→ Set problem
Please work out how many lines in the material contain "React" and give only that figure.

→ Supplied information
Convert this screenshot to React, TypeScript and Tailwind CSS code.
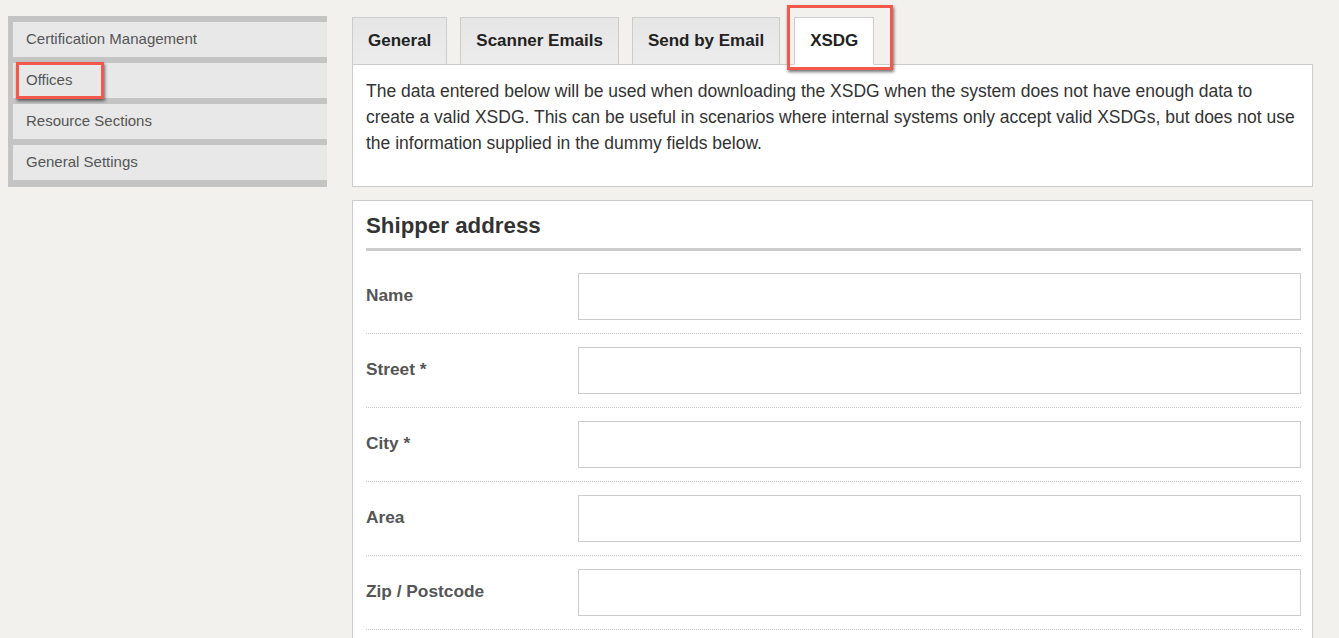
import React from "react";

const font = { fontFamily: '"Liberation Sans", Arial, sans-serif' };

const sideItems = ["Certification Management", "Offices", "Resource Sections", "General Settings"];
const tabs = ["General", "Scanner Emails", "Send by Email", "XSDG"];
const fields = [
  { label: "Name", req: false },
  { label: "Street", req: true },
  { label: "City", req: true },
  { label: "Area", req: false },
  { label: "Zip / Postcode", req: false },
];

export default function App() {
  return (
    <div
      className="w-[1339px] h-[638px] overflow-hidden bg-[#f2f1ee] flex items-start"
      style={font}
    >
      {/* Sidebar */}
      <div className="ml-2 mt-4 w-[319px] bg-[#c4c4c4] pl-[5px] pt-[6px] pb-[7px] flex flex-col gap-[6px]">
        {sideItems.map((s) => (
          <div
            key={s}
            className="relative h-[35px] bg-[#e8e8e8] pl-[13px] flex items-center text-[15px] text-[#555]"
          >
            {s}
            {s === "Offices" && (
              <div className="absolute left-[3px] top-[-1px] w-[88px] h-[37px] border-[3px] border-[#f2584c] shadow-[1px_2px_3px_rgba(0,0,0,0.55)]" />
            )}
          </div>
        ))}
      </div>

      {/* Main */}
      <div className="ml-[25px] mt-[17px] w-[961px] flex flex-col">
        {/* Tabs */}
        <div className="flex gap-[13px] h-[48px] relative z-10">
          {tabs.map((t) => {
            const active = t === "XSDG";
            return (
              <div
                key={t}
                className={
                  "relative h-[48px] px-[15px] flex items-center text-[17px] font-bold text-[#222] border border-[#ccc] " +
                  (active
                    ? "bg-white border-b-white ml-px"
                    : "bg-gradient-to-b from-[#e6e6e6] to-[#ececec]")
                }
              >
                {t}
                {active && (
                  <div className="absolute left-[-8px] top-[-13px] w-[106px] h-[65px] border-[3px] border-[#f2584c] shadow-[1px_2px_3px_rgba(0,0,0,0.55)]" />
                )}
              </div>
            );
          })}
        </div>

        {/* Intro panel */}
        <div className="-mt-px bg-white border border-[#ccc] h-[123px] pl-[13px] pr-[11px] pt-[13px] text-[17.5px] leading-[26px] text-[#333]">
          The data entered below will be used when downloading the XSDG when the system does not have enough data to
          create a valid XSDG. This can be useful in scenarios where internal systems only accept valid XSDGs, but does not use
          the information supplied in the dummy fields below.
        </div>

        {/* Shipper panel */}
        <div className="mt-[13px] bg-white border border-[#ccc] h-[460px] pl-[13px] pr-[11px] pt-[12px]">
          <div className="text-[22.3px] font-bold text-[#333] leading-[26px] pb-[9px] border-b-[3px] border-[#ccc]">
            Shipper address
          </div>
          <div className="pt-[22px] flex flex-col">
            {fields.map((f) => (
              <div key={f.label} className="flex flex-col">
                <div className="flex items-center h-[47px]">
                  <div className="w-[212px] text-[17.3px] font-bold text-[#555] -mt-[2px]">
                    {f.label}
                    {f.req && <span className="text-[#555]"> *</span>}
                  </div>
                  <div className="flex-1 h-[47px] border border-[#ccc] bg-white" />
                </div>
                <div className="mt-[13px] mb-[13px] border-b border-dotted border-[#c8c8c8]" />
              </div>
            ))}
          </div>
        </div>
      </div>
    </div>
  );
}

→ Task solution
2